History of Our Church
Told by Rev. Ira E. Williams, Jr., Pastor 1962-1974

There was very little Protestant work in New Mexico, or much of the west, before the coming of the railroad. Most residents were Catholic, and the only transportation was by horseback. Distances made much evangelism difficult. However, two Methodist pastors were pioneers who braved the difficulties and created goodwill; one, Thomas Harwood, and the other, affectionately called Father Dyer.

Reverend Harwood established several churches, Peralta being the first one in the Albuquerque area. He and his wife were committed to the education of the young Hispanic population and established boarding schools for both boys and girls. Named for Reverend and Mrs. Harwood, these schools survived until the middle of the twentieth century.

The coming of the railroad to Albuquerque in 1879 changed the picture for Protestant work in New Mexico. On November 1, 1879, the Reverend N. Hewett Gale was sent to Albuquerque to start a Methodist congregation. On April 18, 1880, in the Bernalillo County Courthouse in Old Albuquerque Gale, along with five charter members and Reverend Harwood, now the Superintendent of Missions and Presiding Elder of the District, officially organized the First Methodist Episcopal Church.

Early services were in Old Town. Mrs. Alice Rutherford Oestreich, the first child to be baptized when the church was built in 1880, recalled to me in 1962 that her parents moved to Albuquerque in 1880, and were quite disconcerted to discover that the only services for Methodists were held in a saloon in Old Town with those attending seated on nail kegs. Reverend Gale and a Congregational minister, Reverend J.M. Ashley, then arranged for a room to be used jointly by their members at a shared expense.

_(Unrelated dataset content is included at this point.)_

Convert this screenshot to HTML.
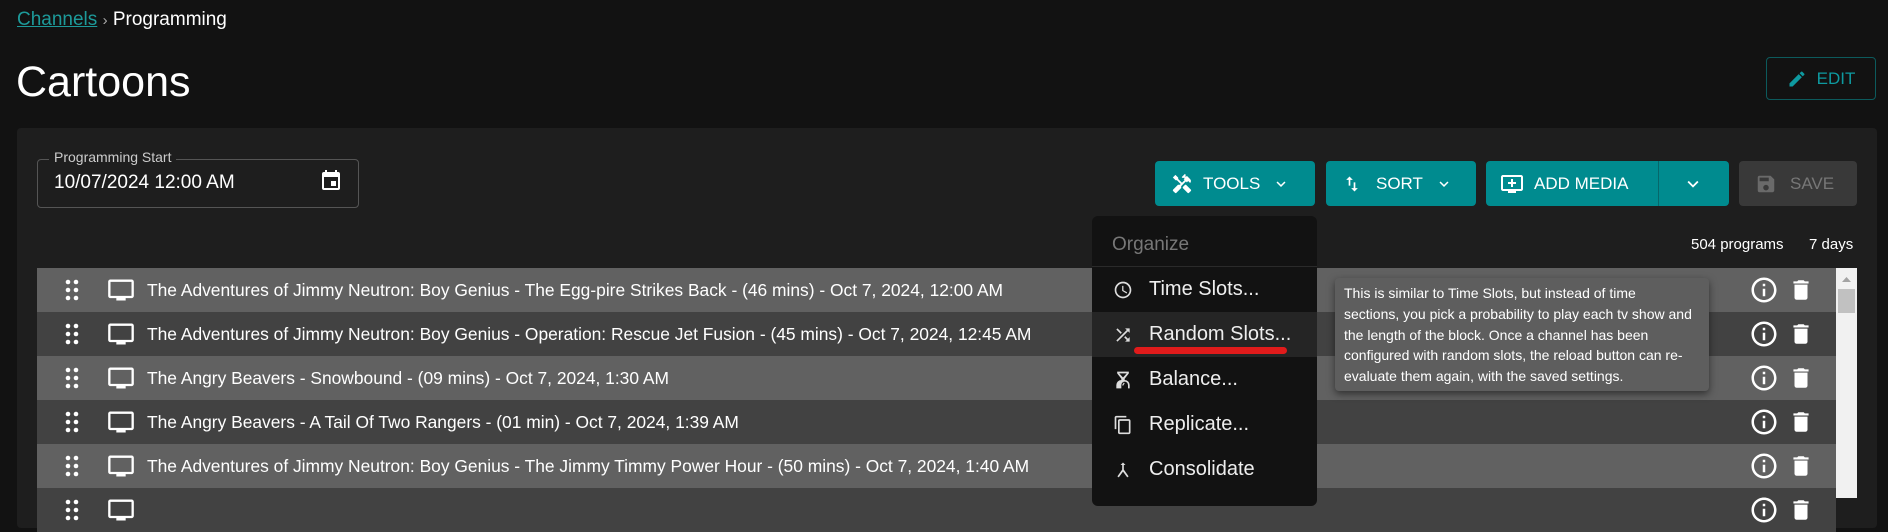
<!DOCTYPE html>
<html><head><meta charset="utf-8"><style>
*{box-sizing:border-box;margin:0;padding:0}
body{width:1888px;height:498px;background:#121212;font-family:"Liberation Sans",Arial,sans-serif;color:#fff;position:relative;overflow:hidden}
.abs{position:absolute}
.crumb{left:17px;top:9px;font-size:19px}
.crumb a{color:#1d9a9a;text-decoration:underline}
.title{left:16px;top:58px;font-size:43px}
.edit{left:1766px;top:57px;width:110px;height:43px;border:1px solid #0c5a5c;border-radius:4px;color:#0e9aa0;font-size:17px;display:flex;align-items:center;justify-content:center;gap:10px}
.panel{left:17px;top:128px;width:1860px;height:400px;background:#1e1e1e;border-radius:4px}
.field{left:37px;top:159px;width:322px;height:49px;border:1px solid #555;border-radius:4px}
.flabel{left:49px;top:149px;font-size:14px;color:#ccc;background:#1e1e1e;padding:0 5px}
.fval{left:54px;top:172px;font-size:19px}
.btn{top:161px;height:45px;background:#008b8f;border-radius:4px;display:flex;align-items:center;font-size:17px;font-weight:normal;color:#fff}
.row{left:37px;width:1799px;height:44px;display:flex;align-items:center;font-size:17.4px}
.l{background:#616161}.d{background:#424242}
.menu{left:1092px;top:216px;width:225px;height:290px;background:#121212;border-radius:6px}
.mi{position:absolute;left:0;width:225px;height:45px;display:flex;align-items:center;font-size:20px;color:#eee}
.mi svg{position:absolute;left:21px}
.mi span{position:absolute;left:57px}
.tip{left:1335px;top:278px;width:374px;height:113px;background:#5e5e5e;border-radius:4px;box-shadow:0 3px 8px rgba(0,0,0,.5);font-size:14px;line-height:20.8px;padding:5px 6px 0 9px;color:#fff;white-space:nowrap}
</style></head><body>
<div class="abs crumb"><a>Channels</a> <span style="color:#aaa;font-size:15px">›</span> Programming</div>
<div class="abs title">Cartoons</div>
<div class="abs edit"><svg width="20" height="20" viewBox="0 0 24 24"><path fill="#0e9aa0" d="M3 17.25V21h3.75L17.81 9.94l-3.75-3.75L3 17.25zM20.71 7.04a1 1 0 000-1.41l-2.34-2.34a1 1 0 00-1.41 0l-1.83 1.83 3.75 3.75 1.83-1.83z"/></svg>EDIT</div>
<div class="abs panel"></div>
<div class="abs field"></div>
<div class="abs flabel">Programming Start</div>
<div class="abs fval">10/07/2024 12:00 AM</div>
<svg class="abs" style="left:319px;top:169px" width="24" height="24" viewBox="0 0 24 24"><path fill="#fff" d="M17 12h-5v5h5v-5zM16 1v2H8V1H6v2H5a2 2 0 00-2 2v14a2 2 0 002 2h14a2 2 0 002-2V5a2 2 0 00-2-2h-1V1h-2zm3 18H5V8h14v11z"/></svg>

<div class="abs btn" style="left:1155px;width:160px"><svg style="margin-left:16px" width="22" height="22" viewBox="0 0 24 24"><path fill="#fff" d="M21.67 18.17l-5.3-5.3h-.99l-2.54 2.54v.99l5.3 5.3c.39.39 1.02.39 1.41 0l2.12-2.12c.39-.38.39-1.02 0-1.41zM17.34 10.19l1.41-1.41 2.12 2.12a3 3 0 000-4.24l-3.54-3.54-1.41 1.41V1.71l-.7-.71-3.54 3.54.71.71h2.83l-1.41 1.41 1.06 1.06-2.89 2.89-4.13-4.13V5.06L4.83 2.04 2 4.87 5.03 7.9h1.41l4.13 4.13-.85.85H7.6l-5.3 5.3a1 1 0 000 1.41l2.12 2.12c.39.39 1.02.39 1.41 0l5.3-5.3v-2.12l5.15-5.15 1.06 1.05z"/></svg><span style="margin-left:10px">TOOLS</span><svg style="margin-left:12px" width="18" height="18" viewBox="0 0 24 24"><path fill="#fff" d="M7.41 8.59L12 13.17l4.59-4.58L18 10l-6 6-6-6z"/></svg></div>
<div class="abs btn" style="left:1326px;width:150px"><svg style="margin-left:16px" width="20" height="22" viewBox="0 0 24 24"><path fill="#fff" d="M16 17.01V10h-2v7.01h-3L15 21l4-3.99h-3zM9 3L5 6.99h3V14h2V6.99h3L9 3z"/></svg><span style="margin-left:14px">SORT</span><svg style="margin-left:12px" width="18" height="18" viewBox="0 0 24 24"><path fill="#fff" d="M7.41 8.59L12 13.17l4.59-4.58L18 10l-6 6-6-6z"/></svg></div>
<div class="abs btn" style="left:1486px;width:243px"><svg style="margin-left:14px" width="24" height="24" viewBox="0 0 24 24"><path fill="#fff" d="M21 3H3c-1.1 0-2 .9-2 2v12c0 1.1.9 2 2 2h5v2h8v-2h5c1.1 0 2-.9 2-2V5c0-1.1-.9-2-2-2zm0 14H3V5h18v12zm-5-7v2h-3v3h-2v-3H8v-2h3V7h2v3h3z"/></svg><span style="margin-left:10px">ADD MEDIA</span><div style="position:absolute;left:172px;top:0;width:1px;height:45px;background:#06676a"></div><svg style="position:absolute;left:196px" width="22" height="22" viewBox="0 0 24 24"><path fill="#fff" d="M7.41 8.59L12 13.17l4.59-4.58L18 10l-6 6-6-6z"/></svg></div>
<div class="abs btn" style="left:1739px;width:118px;background:#393939;color:#777"><svg style="margin-left:16px" width="22" height="22" viewBox="0 0 24 24"><path fill="#6a6a6a" d="M17 3H5a2 2 0 00-2 2v14a2 2 0 002 2h14c1.1 0 2-.9 2-2V7l-4-4zm-5 16c-1.66 0-3-1.34-3-3s1.34-3 3-3 3 1.34 3 3-1.34 3-3 3zm3-10H5V5h10v4z"/></svg><span style="margin-left:13px">SAVE</span></div>

<div class="abs" style="left:1691px;top:236px;font-size:15px">504 programs</div>
<div class="abs" style="left:1809px;top:236px;font-size:15px">7 days</div>

<div class="abs row l" style="top:268px"></div>
<div class="abs row d" style="top:312px"></div>
<div class="abs row l" style="top:356px"></div>
<div class="abs row d" style="top:400px"></div>
<div class="abs row l" style="top:444px"></div>
<div class="abs row d" style="top:488px"></div>
<div class="abs" style="left:1836px;top:268px;width:21px;height:230px;background:#f1f1f1"></div>
<div class="abs" style="left:1838px;top:289px;width:17px;height:24px;background:#c1c1c1"></div>
<svg class="abs" style="left:1841px;top:276px" width="11" height="7"><path d="M1 6L5.5 1 10 6z" fill="#a3a3a3"/></svg>

<div class="abs" style="left:37px;top:268px;width:1799px">
<script>
var t=["The Adventures of Jimmy Neutron: Boy Genius - The Egg-pire Strikes Back - (46 mins) - Oct 7, 2024, 12:00 AM","The Adventures of Jimmy Neutron: Boy Genius - Operation: Rescue Jet Fusion - (45 mins) - Oct 7, 2024, 12:45 AM","The Angry Beavers - Snowbound - (09 mins) - Oct 7, 2024, 1:30 AM","The Angry Beavers - A Tail Of Two Rangers - (01 min) - Oct 7, 2024, 1:39 AM","The Adventures of Jimmy Neutron: Boy Genius - The Jimmy Timmy Power Hour - (50 mins) - Oct 7, 2024, 1:40 AM",""];
for(var i=0;i<6;i++){var y=i*44;document.write('<div style="position:absolute;top:'+y+'px;left:0;width:1799px;height:44px">'+
'<svg style="position:absolute;left:28px;top:10px" width="14" height="24" viewBox="0 0 14 24"><g fill="#fff"><circle cx="3" cy="4" r="2.3"/><circle cx="11" cy="4" r="2.3"/><circle cx="3" cy="12" r="2.3"/><circle cx="11" cy="12" r="2.3"/><circle cx="3" cy="20" r="2.3"/><circle cx="11" cy="20" r="2.3"/></g></svg>'+
'<svg style="position:absolute;left:69px;top:8px" width="30" height="28" viewBox="0 0 24 24"><path fill="#fff" d="M21 3H3c-1.1 0-2 .9-2 2v12c0 1.1.9 2 2 2h5v2h8v-2h5c1.1 0 2-.9 2-2V5c0-1.1-.9-2-2-2zm0 14H3V5h18v12z"/></svg>'+
'<div style="position:absolute;left:110px;top:12px;font-size:17.4px;white-space:nowrap">'+t[i]+'</div>'+
'<svg style="position:absolute;left:1712px;top:7px" width="30" height="30" viewBox="0 0 24 24"><path fill="#fff" d="M11 7h2v2h-2zm0 4h2v6h-2zm1-9C6.48 2 2 6.48 2 12s4.48 10 10 10 10-4.48 10-10S17.52 2 12 2zm0 18c-4.41 0-8-3.59-8-8s3.59-8 8-8 8 3.590 8 8-3.59 8-8 8z"/></svg>'+
'<svg style="position:absolute;left:1751px;top:9px" width="26" height="26" viewBox="0 0 24 24"><path fill="#fff" d="M6 19c0 1.1.9 2 2 2h8c1.1 0 2-.9 2-2V7H6v12zM19 4h-3.5l-1-1h-5l-1 1H5v2h14V4z"/></svg></div>');}
</script>
</div>

<div class="abs menu">
<div style="position:absolute;left:20px;top:18px;font-size:19px;color:#777">Organize</div>
<div style="position:absolute;left:0;top:50px;width:225px;height:1px;background:#2a2a2a"></div>
<div class="mi" style="top:51px"><svg width="20" height="20" viewBox="0 0 24 24"><path fill="#ddd" d="M11.99 2C6.47 2 2 6.48 2 12s4.47 10 9.99 10C17.52 22 22 17.52 22 12S17.52 2 11.99 2zM12 20c-4.42 0-8-3.58-8-8s3.58-8 8-8 8 3.58 8 8-3.58 8-8 8zm.5-13H11v6l5.25 3.15.75-1.23-4.5-2.67z"/></svg><span>Time Slots...</span></div>
<div class="mi" style="top:96px;background:#252525"><svg width="20" height="20" viewBox="0 0 24 24"><path fill="#ddd" d="M10.59 9.17L5.41 4 4 5.41l5.17 5.17 1.42-1.41zM14.5 4l2.04 2.04L4 18.59 5.41 20 17.96 7.46 20 9.5V4h-5.5zm.33 9.41l-1.41 1.41 3.13 3.13L14.5 20H20v-5.5l-2.04 2.04-3.13-3.13z"/></svg><span>Random Slots...</span></div>
<div style="position:absolute;left:42px;top:131px;width:153px;height:7px;background:#e01b1b;border-radius:4px"></div>
<div class="mi" style="top:141px"><svg width="20" height="22" viewBox="0 0 24 24"><path fill="#ddd" d="M5 2h14v2l-5 6.5V12a6 6 0 016 6v4h-2v-4a4 4 0 00-8 0v4H4v-4a6 6 0 016-6v-1.5L5 4V2zm2.5 2L12 9l4.5-5h-9zM11 18l2-3 1 1-2 3z"/></svg><span>Balance...</span></div>
<div class="mi" style="top:186px"><svg width="20" height="22" viewBox="0 0 24 24"><path fill="#ddd" d="M16 1H4c-1.1 0-2 .9-2 2v14h2V3h12V1zm3 4H8c-1.1 0-2 .9-2 2v14c0 1.1.9 2 2 2h11c1.1 0 2-.9 2-2V7c0-1.1-.9-2-2-2zm0 16H8V7h11v14z"/></svg><span>Replicate...</span></div>
<div class="mi" style="top:231px"><svg width="20" height="20" viewBox="0 0 24 24"><path fill="#ddd" d="M12 3l-3 3h2v5.5L5.3 19.6l1.6 1.2L12 14l5.1 6.8 1.6-1.2L13 11.5V6h2z"/></svg><span>Consolidate</span></div>
</div>

<div class="abs tip">This is similar to Time Slots, but instead of time<br>sections, you pick a probability to play each tv show and<br>the length of the block. Once a channel has been<br>configured with random slots, the reload button can re-<br>evaluate them again, with the saved settings.</div>
</body></html>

In 1880, during Reverend Gale’s pastorate, construction was begun on a small adobe chapel (34 by 54 feet), that was erected at Third Street and Lead Avenue, where the present stone church now stands. Construction of the original adobe structure was completed in 1881, but was not dedicated until September 27, 1885. “The delay was due to the established policy of Methodist Churches of not dedicating a building for worship until the building is free of the original debt.” Albuquerque Journal, November 5, 1955.

Church membership increased rapidly. As the congregation grew it became apparent that the original church building was no longer adequate to accommodate the congregation. In 1904, the original little adobe church was torn down to make room for the current structure that occupies the northeast corner of the property. On January 8, 1905, this larger stone church, which still stands at Third and Lead, was dedicated.

Since construction of another new sanctuary in 1955, which occupies the west side of the block, the 1905 structure has continued to serve as an all purpose room called Fellowship Hall. The windows are a special treasure, reportedly designed by a master student of Louis Tiffany. The window inside the archives room is unique. It was given by members of the Women’s Auxiliary of the Grand Army of the Republic, whose symbols are shown in the panels. The window also reflects the Methodist Church in America that was divided preceding the Civil War into a Northern and a Southern branch over the issue of slavery. First Methodist Church was established by members of the Northern Methodist Episcopal Church. The churches united again in 1939 and the word, Episcopal, was dropped from the name that year.

The Sanctuary

Ground was broken on Sunday, October 10, 1954, for the majestic cruciform sanctuary on the west side of the block. Still known as the “new church,” this awe-inspiring house of worship was dedicated November 6, 1955. Constructed in the shape of the cross, the Spanish Colonial Revival style sanctuary is reflective of our unique southwestern cultures, incorporating features such as the red clay tile roof and turquoise colored designs on the massive ceiling beams. The more traditional architecture of the Education Building shares some elements of the same south-western style. Such as numerous arched doorways and red clay tile roof.

Education Building
In 1934, Wesley House, a parish hall, was constructed in the area now occupied by the courtyard. The Sunday School soon outgrew space in nearby vacant houses and the mortuary across Third Street to the east. In 1949, Wesley House was torn down to make way for the Education Building where Sunday School classes for both children and adults could be held. At the same time, plans were made to build the new sanctuary. The present courtyard area served as a parking lot for the members.

In time, that small parking lot located on the north side of the Education Building, was moved to the newly acquired (current parking) lot on the south side after the purchase of what was then an east/west alley that split the block. What had been the church parlor became the present Dillon Foyer (or Welcome Area) that serves as the main entrance to the building.

Then, in 1990, a new and larger church parlor was built in the Wesley Kids addition and continues to be used for receptions, meetings and a preparation place for weddings as well as a gathering place for bereaved families. Presently, the Dillon Foyer, named for Rev. Austin Dillon and graced by pictures of both Rev. Dillon and his beloved wife, Esther, contains the Welcome Desk that is staffed by friendly and helpful volunteers during the work week and on Sunday mornings.